> Only FPGAs have deterministic behavior, so they still have bright future GPUs ...

> Only FPGAs have deterministic behavior, so they still have bright future

GPUs are perfectly deterministic. I run the same code twice, I get precisely the same results. For now anyway, the world is moving in the opposite direction. Networks don't need such high determinism, small errors in the computations make no difference. We can even prove this quite reliably. So when GPUs become less accurate, it will be a big step forward. But for now, they are totally deterministic.

That's the theory anyway. Practically, FPGAs are far more error prone and far less deterministic than GPUs. If for example, your timings are too aggressive, you will get subtle instabilities and bugs that are obscenely difficult to track down.

> Tools is other topic, but they are perfect for this particular task

Tools for FPGAs are a total and unmitigated disaster. Altera and Xilinx have been intentionally shooting themselves in the foot for decades now by making their tools absurdly hard to use. The tools are all closed source, they're very awkward and poorly documented, you file a bug and hear about it in next ice age, and they cost a lot of money. For the millions that Altera/Xilins must make from software licensing they're killing their far more productive hardware business.

> FPGA debugging is easy when you can simulate all your code before going to hardware

When you said this, I felt a draft and a dark cold settled in. You can't be serious? Plenty of designs simulate fine but fail on real hardware. And even simulation failures aren't easy to track down. Have you actually deployed any deep learning on FPGAs? Because I have.

> Hardware debugging with integrated logic analyzer is really easy

You either haven't used GPUs so you don't see how trivially pleasant writing code is by comparison, or you've never used FPGAs in an environment where something had to work. I've literally had to use oscilloscopes to debug FPGAs, that's not uncommon. For example, the logic analyzers, they disturb your design. Bugs can go away when you put them in!

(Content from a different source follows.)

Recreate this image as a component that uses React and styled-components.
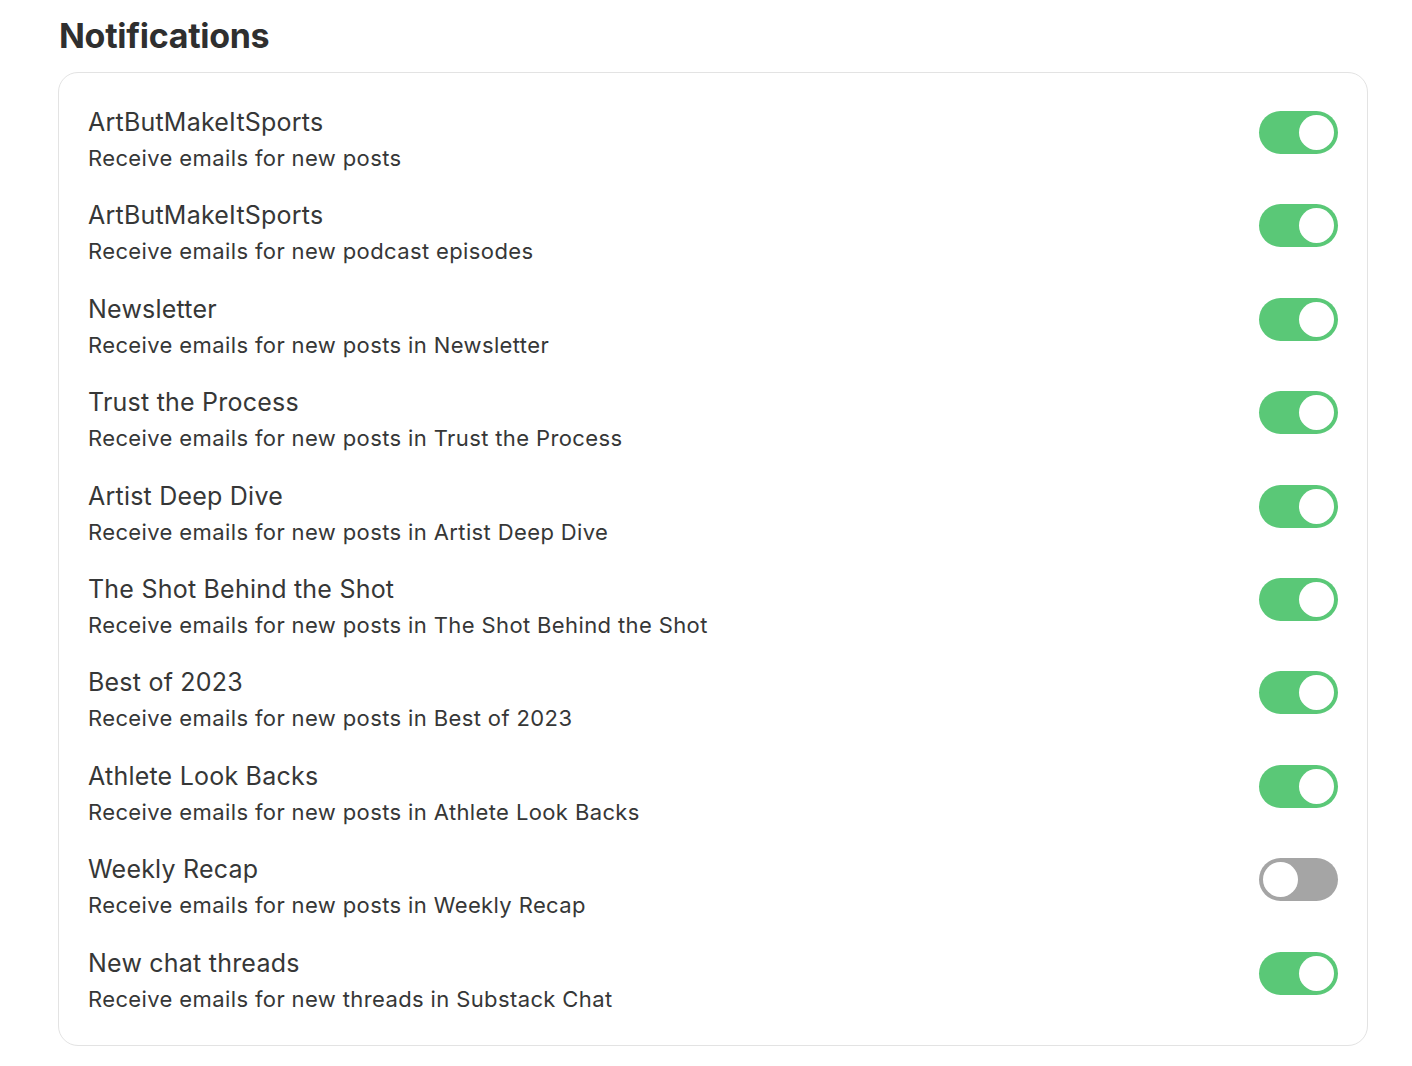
import React, { useState } from "react";
import styled, { createGlobalStyle } from "styled-components";

const Global = createGlobalStyle`
  html, body { margin: 0; padding: 0; background: #ffffff; }
  body { font-family: Inter, "Noto Sans", "Liberation Sans", sans-serif; color: #363737; -webkit-font-smoothing: antialiased; }
`;

const Page = styled.div`
  padding: 14px 44px 20px 58px;
`;

const Heading = styled.h1`
  margin: 0 0 14px 1px;
  font-size: 34px;
  line-height: 44px;
  font-weight: 700;
  letter-spacing: -0.3px;
  color: #2f2f2f;
`;

const Card = styled.div`
  border: 1px solid #e3e3e3;
  border-radius: 20px;
  padding: 31px 29px 28px 29px;
  display: flex;
  flex-direction: column;
  gap: 21.4px;
`;

const Row = styled.div`
  display: flex;
  align-items: flex-start;
  justify-content: space-between;
  height: 72px;
`;

const Texts = styled.div`
  display: flex;
  flex-direction: column;
`;

const Title = styled.div`
  font-size: 25px;
  line-height: 36px;
  font-weight: 400;
  color: #363737;
  letter-spacing: 0.22px;
`;

const Sub = styled.div`
  font-size: 22px;
  line-height: 36px;
  font-weight: 400;
  color: #363737;
  letter-spacing: 0.38px;
`;

const Switch = styled.button`
  margin-top: 7px;
  width: 79px;
  height: 43px;
  border-radius: 22px;
  border: none;
  padding: 0 4px;
  display: flex;
  align-items: center;
  justify-content: ${(p) => (p.$on ? "flex-end" : "flex-start")};
  background: ${(p) => (p.$on ? "#5ac877" : "#a5a5a5")};
  cursor: pointer;
  flex-shrink: 0;
`;

const Knob = styled.span`
  width: 35px;
  height: 35px;
  border-radius: 50%;
  background: #ffffff;
  display: block;
`;

const items = [
  ["ArtButMakeItSports", "Receive emails for new posts", true],
  ["ArtButMakeItSports", "Receive emails for new podcast episodes", true],
  ["Newsletter", "Receive emails for new posts in Newsletter", true],
  ["Trust the Process", "Receive emails for new posts in Trust the Process", true],
  ["Artist Deep Dive", "Receive emails for new posts in Artist Deep Dive", true],
  ["The Shot Behind the Shot", "Receive emails for new posts in The Shot Behind the Shot", true],
  ["Best of 2023", "Receive emails for new posts in Best of 2023", true],
  ["Athlete Look Backs", "Receive emails for new posts in Athlete Look Backs", true],
  ["Weekly Recap", "Receive emails for new posts in Weekly Recap", false],
  ["New chat threads", "Receive emails for new threads in Substack Chat", true],
];

export default function App() {
  const [state, setState] = useState(items.map((i) => i[2]));
  return (
    <>
      <Global />
      <Page>
        <Heading>Notifications</Heading>
        <Card>
          {items.map(([t, s], i) => (
            <Row key={i}>
              <Texts>
                <Title>{t}</Title>
                <Sub>{s}</Sub>
              </Texts>
              <Switch
                $on={state[i]}
                aria-label={t}
                onClick={() => setState((st) => st.map((v, j) => (j === i ? !v : v)))}
              >
                <Knob />
              </Switch>
            </Row>
          ))}
        </Card>
      </Page>
    </>
  );
}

> For hardcore projects you can take 3rd part logic analyzer that spits every event of the system over 10G Ethernet interface.

The fact that you said "every event of the system" convinces me you've never done this. There is no such thing.

> Portability is the code depends solely on the author.

It is not! To squeeze performance out of an FPGA you need to adapt your code to the particular resources on the FPGA (like the logic blocks or IP cores). The difference between FPGAs from different generations and the difference between FPGAs at difference price points in the same generation is huge. If you don't carefully align your code with the resources on your FPGA you squander most of the gains. For my GPU-based code? I write it once. And I'm good. I've seen people upgrade to far more expensive FPGAs, get really sad nothing improved, and then start changing their code for months on end to get higher performance.

Also. Code that runs on one FPGA and is totally correct, may be buggy and unstable on another FPGA. It's all fun!

> GPUs are nice and powerful, but they are big, require separate computer and lots of power.

They don't need a separate computer and they are no bigger than an FPGA. [We've had things like the Intel Neural Compute Stick for a while now](https://software.intel.com/en-us/movidius-ncs). You just plug it into the USB port of your raspberry PI and go. Google has the same thing, NVIDIA has something similar.

That's another reason why this paper is junk. They compare against a server GPU tuned for maximum performance at the expense of power. They should also compare against the smaller embedded options in the space.